*Written problem:* Copy out, from the entries below, each line holding the string "this".

*Information shown:*

========

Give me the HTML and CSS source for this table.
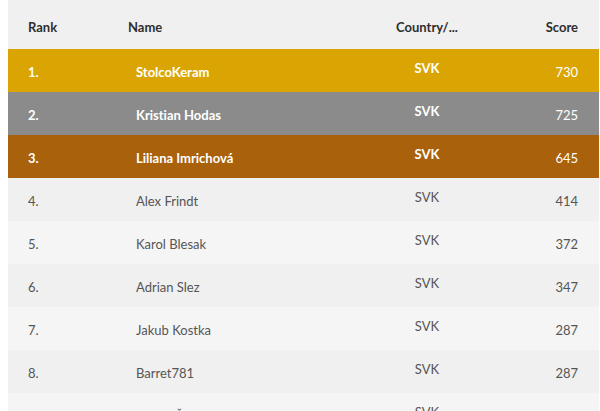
FILE: index.html
```html
<!DOCTYPE html>
<html>
<head>
<meta charset="utf-8">
<link rel="stylesheet" href="styles.css">
</head>
<body>
<table class="board">
  <thead>
    <tr class="head">
      <th class="c-rank">Rank</th>
      <th class="c-name">Name</th>
      <th class="c-country">Country/...</th>
      <th class="c-score">Score</th>
    </tr>
  </thead>
  <tbody>
    <tr class="top gold"><td class="c-rank">1.</td><td class="c-name">StolcoKeram</td><td class="c-country"><span>SVK</span></td><td class="c-score">730</td></tr>
    <tr class="top silver"><td class="c-rank">2.</td><td class="c-name">Kristian Hodas</td><td class="c-country"><span>SVK</span></td><td class="c-score">725</td></tr>
    <tr class="top bronze"><td class="c-rank">3.</td><td class="c-name">Liliana Imrichová</td><td class="c-country"><span>SVK</span></td><td class="c-score">645</td></tr>
    <tr class="odd"><td class="c-rank">4.</td><td class="c-name">Alex Frindt</td><td class="c-country"><span>SVK</span></td><td class="c-score">414</td></tr>
    <tr class="even"><td class="c-rank">5.</td><td class="c-name">Karol Blesak</td><td class="c-country"><span>SVK</span></td><td class="c-score">372</td></tr>
    <tr class="odd"><td class="c-rank">6.</td><td class="c-name">Adrian Slez</td><td class="c-country"><span>SVK</span></td><td class="c-score">347</td></tr>
    <tr class="even"><td class="c-rank">7.</td><td class="c-name">Jakub Kostka</td><td class="c-country"><span>SVK</span></td><td class="c-score">287</td></tr>
    <tr class="odd"><td class="c-rank">8.</td><td class="c-name">Barret781</td><td class="c-country"><span>SVK</span></td><td class="c-score">287</td></tr>
    <tr class="even"><td class="c-rank">9.</td><td class="c-name">Tomáš Šebo</td><td class="c-country"><span>SVK</span></td><td class="c-score">256</td></tr>
  </tbody>
</table>
</body>
</html>
```
FILE: styles.css
```css
html, body {
  margin: 0;
  padding: 0;
  background: #ffffff;
  overflow: hidden;
}
body {
  padding-left: 8px;
  font-family: Lato, "Open Sans", sans-serif;
  font-size: 13px;
  font-variant-ligatures: none;
}
.board {
  width: 591px;
  border-collapse: collapse;
  table-layout: fixed;
}
.board th, .board td {
  padding: 2px 0 0 0;
  height: 41px;
  vertical-align: middle;
  white-space: nowrap;
}
.head th {
  height: 45px;
  padding-top: 4px;
  background: #f0f0f0;
  color: #2e2e2e;
  font-weight: 700;
  text-align: left;
}
.c-rank { width: 100px; padding-left: 20px !important; }
.c-name { width: 240px; }
tbody .c-name { padding-left: 8px !important; }
.c-country { width: 118px; text-align: center !important; }
.c-score { text-align: right !important; padding-right: 21px !important; }
.c-country span {
  position: relative;
  top: -4px;
}
.top td {
  color: #ffffff;
  font-weight: 700;
}
.top .c-score { font-weight: 400; }
.gold { background: #daa503; }
.silver { background: #8b8b8b; }
.bronze { background: #a9610c; }
.odd { background: #f0f0f0; }
.even { background: #f5f5f5; }
.odd td, .even td { color: #555555; }
```
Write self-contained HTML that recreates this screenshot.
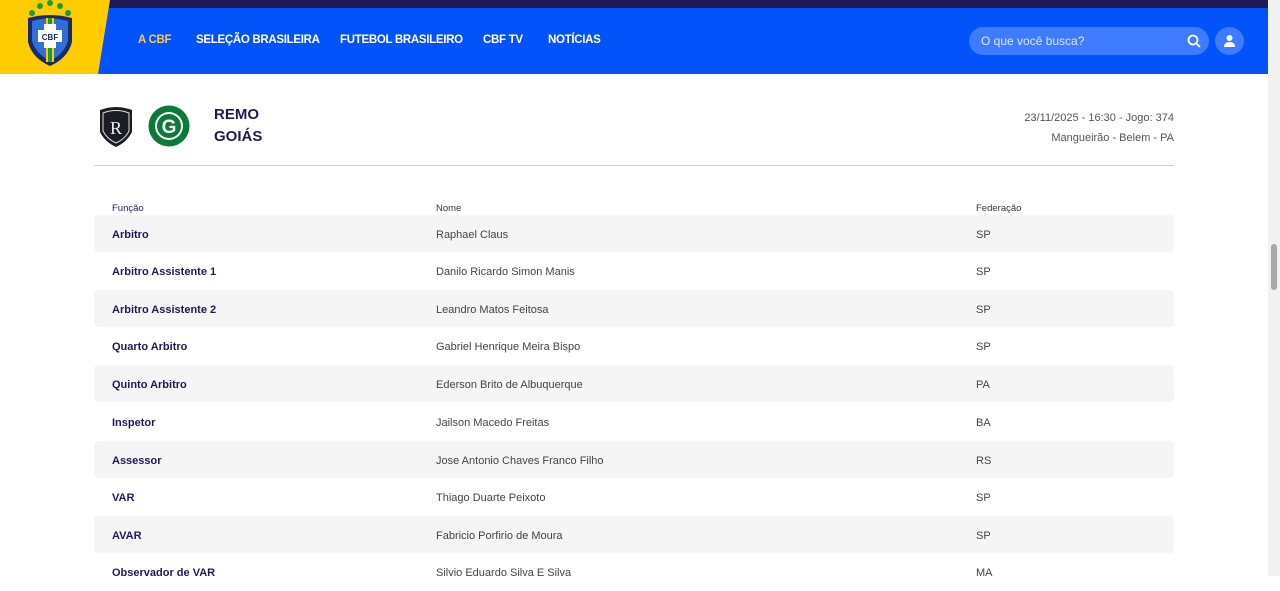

========

*Solution:*
Give me the HTML and CSS source for this table.
Write self-contained HTML that recreates this screenshot.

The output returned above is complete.